▶ _SET PROBLEM_
Find every line in the records below that holds the word "code", and copy it out.

▶ _Records_
● ● ●
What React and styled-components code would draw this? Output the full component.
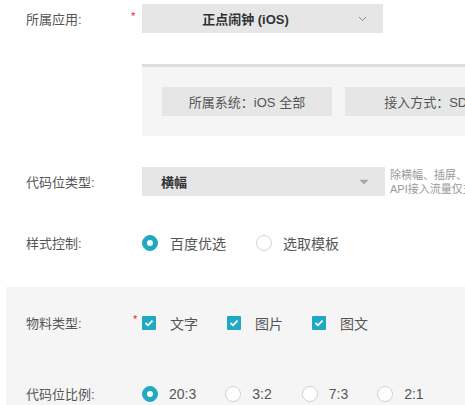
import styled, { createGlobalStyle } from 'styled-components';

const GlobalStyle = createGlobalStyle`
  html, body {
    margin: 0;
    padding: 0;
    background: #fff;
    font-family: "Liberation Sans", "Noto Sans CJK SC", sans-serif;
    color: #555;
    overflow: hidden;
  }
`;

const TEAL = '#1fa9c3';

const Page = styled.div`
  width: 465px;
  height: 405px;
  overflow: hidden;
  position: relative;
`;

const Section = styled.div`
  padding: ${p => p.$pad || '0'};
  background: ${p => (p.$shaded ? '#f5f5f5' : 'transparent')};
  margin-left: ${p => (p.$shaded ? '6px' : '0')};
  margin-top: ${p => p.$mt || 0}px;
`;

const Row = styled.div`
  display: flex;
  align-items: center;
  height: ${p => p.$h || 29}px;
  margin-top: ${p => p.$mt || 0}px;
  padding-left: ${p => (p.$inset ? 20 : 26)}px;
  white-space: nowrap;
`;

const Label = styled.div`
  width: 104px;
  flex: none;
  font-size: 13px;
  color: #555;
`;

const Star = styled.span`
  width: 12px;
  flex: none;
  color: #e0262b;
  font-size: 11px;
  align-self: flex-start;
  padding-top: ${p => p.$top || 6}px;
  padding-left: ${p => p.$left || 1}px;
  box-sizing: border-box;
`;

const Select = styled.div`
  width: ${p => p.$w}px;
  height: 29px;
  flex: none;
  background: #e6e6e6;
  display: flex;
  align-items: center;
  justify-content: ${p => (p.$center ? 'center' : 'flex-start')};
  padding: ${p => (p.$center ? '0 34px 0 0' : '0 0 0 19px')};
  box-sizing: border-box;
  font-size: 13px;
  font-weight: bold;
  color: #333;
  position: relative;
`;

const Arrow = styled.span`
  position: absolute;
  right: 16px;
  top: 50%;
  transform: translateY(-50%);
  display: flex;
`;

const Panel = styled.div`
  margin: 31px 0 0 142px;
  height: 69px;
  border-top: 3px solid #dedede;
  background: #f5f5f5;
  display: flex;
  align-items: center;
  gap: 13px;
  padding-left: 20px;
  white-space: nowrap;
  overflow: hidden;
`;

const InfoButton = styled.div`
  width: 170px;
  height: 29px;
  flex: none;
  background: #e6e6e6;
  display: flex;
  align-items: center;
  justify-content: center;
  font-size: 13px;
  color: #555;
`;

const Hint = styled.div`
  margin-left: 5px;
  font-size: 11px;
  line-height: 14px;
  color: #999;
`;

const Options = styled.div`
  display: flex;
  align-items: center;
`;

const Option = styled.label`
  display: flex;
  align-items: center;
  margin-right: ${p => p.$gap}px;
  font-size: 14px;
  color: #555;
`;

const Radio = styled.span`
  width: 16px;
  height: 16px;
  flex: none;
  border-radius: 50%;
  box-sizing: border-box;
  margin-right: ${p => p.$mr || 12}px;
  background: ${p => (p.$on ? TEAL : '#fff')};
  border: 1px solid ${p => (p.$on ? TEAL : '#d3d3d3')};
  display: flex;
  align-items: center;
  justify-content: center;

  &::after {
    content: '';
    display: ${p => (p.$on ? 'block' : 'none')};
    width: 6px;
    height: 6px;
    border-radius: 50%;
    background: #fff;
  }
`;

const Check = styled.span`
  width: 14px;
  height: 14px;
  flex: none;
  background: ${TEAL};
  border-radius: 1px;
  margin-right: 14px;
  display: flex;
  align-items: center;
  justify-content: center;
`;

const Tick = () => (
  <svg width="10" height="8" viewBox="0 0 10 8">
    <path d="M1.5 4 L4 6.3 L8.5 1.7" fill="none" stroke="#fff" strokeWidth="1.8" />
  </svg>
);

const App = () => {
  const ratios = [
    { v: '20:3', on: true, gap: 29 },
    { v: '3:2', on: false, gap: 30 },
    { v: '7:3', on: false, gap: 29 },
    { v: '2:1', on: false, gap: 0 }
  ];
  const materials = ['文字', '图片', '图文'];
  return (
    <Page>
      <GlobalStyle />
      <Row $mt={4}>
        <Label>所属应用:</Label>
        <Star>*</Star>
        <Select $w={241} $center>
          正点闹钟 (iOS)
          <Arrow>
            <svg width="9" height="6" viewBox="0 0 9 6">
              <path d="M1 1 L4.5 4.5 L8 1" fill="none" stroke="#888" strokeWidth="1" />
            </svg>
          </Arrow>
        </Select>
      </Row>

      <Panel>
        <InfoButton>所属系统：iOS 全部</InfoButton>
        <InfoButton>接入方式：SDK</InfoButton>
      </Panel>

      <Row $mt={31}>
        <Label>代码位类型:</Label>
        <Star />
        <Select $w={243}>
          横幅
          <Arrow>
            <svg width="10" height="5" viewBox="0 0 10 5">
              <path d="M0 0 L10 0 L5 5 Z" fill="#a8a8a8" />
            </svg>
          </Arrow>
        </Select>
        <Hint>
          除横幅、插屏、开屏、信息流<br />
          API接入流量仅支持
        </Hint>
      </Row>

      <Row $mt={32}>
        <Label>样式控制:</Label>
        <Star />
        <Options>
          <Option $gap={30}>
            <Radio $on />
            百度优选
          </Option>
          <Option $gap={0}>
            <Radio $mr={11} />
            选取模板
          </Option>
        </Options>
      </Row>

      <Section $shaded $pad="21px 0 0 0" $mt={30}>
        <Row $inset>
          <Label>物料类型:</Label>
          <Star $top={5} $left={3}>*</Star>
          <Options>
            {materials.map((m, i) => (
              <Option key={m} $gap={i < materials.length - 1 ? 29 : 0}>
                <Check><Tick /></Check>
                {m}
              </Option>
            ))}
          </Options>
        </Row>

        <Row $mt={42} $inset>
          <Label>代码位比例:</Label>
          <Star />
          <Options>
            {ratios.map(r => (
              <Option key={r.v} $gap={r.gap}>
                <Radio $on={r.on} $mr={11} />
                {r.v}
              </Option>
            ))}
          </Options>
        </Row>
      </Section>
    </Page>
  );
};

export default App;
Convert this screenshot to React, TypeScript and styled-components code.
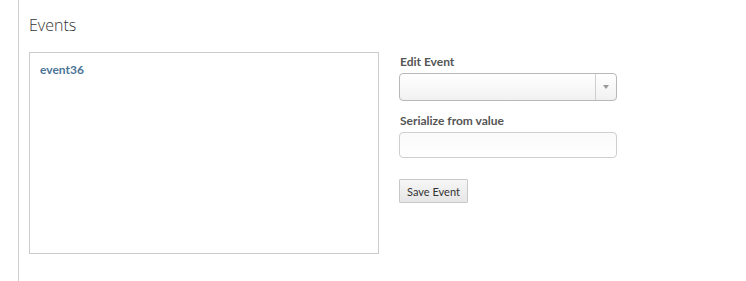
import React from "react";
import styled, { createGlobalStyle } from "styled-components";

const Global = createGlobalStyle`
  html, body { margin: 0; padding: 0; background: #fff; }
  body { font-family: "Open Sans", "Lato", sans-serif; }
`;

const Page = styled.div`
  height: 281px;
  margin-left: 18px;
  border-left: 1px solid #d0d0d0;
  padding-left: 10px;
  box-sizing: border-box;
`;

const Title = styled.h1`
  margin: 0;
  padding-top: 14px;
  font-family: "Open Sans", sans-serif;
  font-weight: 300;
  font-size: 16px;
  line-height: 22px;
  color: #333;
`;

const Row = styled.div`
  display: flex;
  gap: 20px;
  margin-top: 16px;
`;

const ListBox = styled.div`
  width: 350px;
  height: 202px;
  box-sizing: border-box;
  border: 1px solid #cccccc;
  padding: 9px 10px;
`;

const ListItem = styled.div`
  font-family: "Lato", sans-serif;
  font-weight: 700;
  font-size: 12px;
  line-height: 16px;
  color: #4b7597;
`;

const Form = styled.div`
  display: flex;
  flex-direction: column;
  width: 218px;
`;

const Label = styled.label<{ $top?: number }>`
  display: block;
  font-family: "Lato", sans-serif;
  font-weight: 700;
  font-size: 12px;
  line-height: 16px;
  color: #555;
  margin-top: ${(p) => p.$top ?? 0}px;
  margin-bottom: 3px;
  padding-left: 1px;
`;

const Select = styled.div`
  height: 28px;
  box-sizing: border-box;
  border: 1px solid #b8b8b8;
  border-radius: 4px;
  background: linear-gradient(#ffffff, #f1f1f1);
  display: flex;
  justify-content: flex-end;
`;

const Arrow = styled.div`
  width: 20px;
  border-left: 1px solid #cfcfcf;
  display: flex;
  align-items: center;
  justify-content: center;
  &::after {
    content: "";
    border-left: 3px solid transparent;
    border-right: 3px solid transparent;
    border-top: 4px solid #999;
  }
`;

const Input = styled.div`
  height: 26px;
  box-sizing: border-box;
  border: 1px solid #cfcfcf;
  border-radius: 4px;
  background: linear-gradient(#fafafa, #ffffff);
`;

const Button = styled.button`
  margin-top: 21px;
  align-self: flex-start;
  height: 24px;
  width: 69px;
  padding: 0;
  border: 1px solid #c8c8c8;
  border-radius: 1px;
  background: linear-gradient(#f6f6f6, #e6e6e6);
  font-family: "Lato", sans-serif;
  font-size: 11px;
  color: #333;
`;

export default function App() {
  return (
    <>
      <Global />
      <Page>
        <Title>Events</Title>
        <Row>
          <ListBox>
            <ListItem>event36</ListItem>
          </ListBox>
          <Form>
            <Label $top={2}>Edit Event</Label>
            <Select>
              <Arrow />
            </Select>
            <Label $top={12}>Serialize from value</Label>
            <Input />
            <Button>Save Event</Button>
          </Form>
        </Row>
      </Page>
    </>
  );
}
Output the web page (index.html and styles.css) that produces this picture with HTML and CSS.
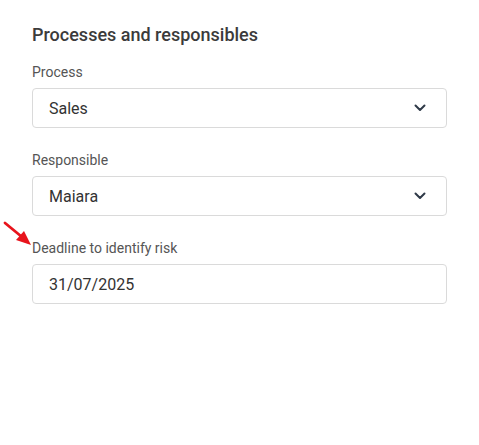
● ● ●
▶ _SOLUTION FOR THIS PROBLEM_
What React and styled-components code would draw this? Output the full component.
Convert this screenshot to React, TypeScript and styled-components code.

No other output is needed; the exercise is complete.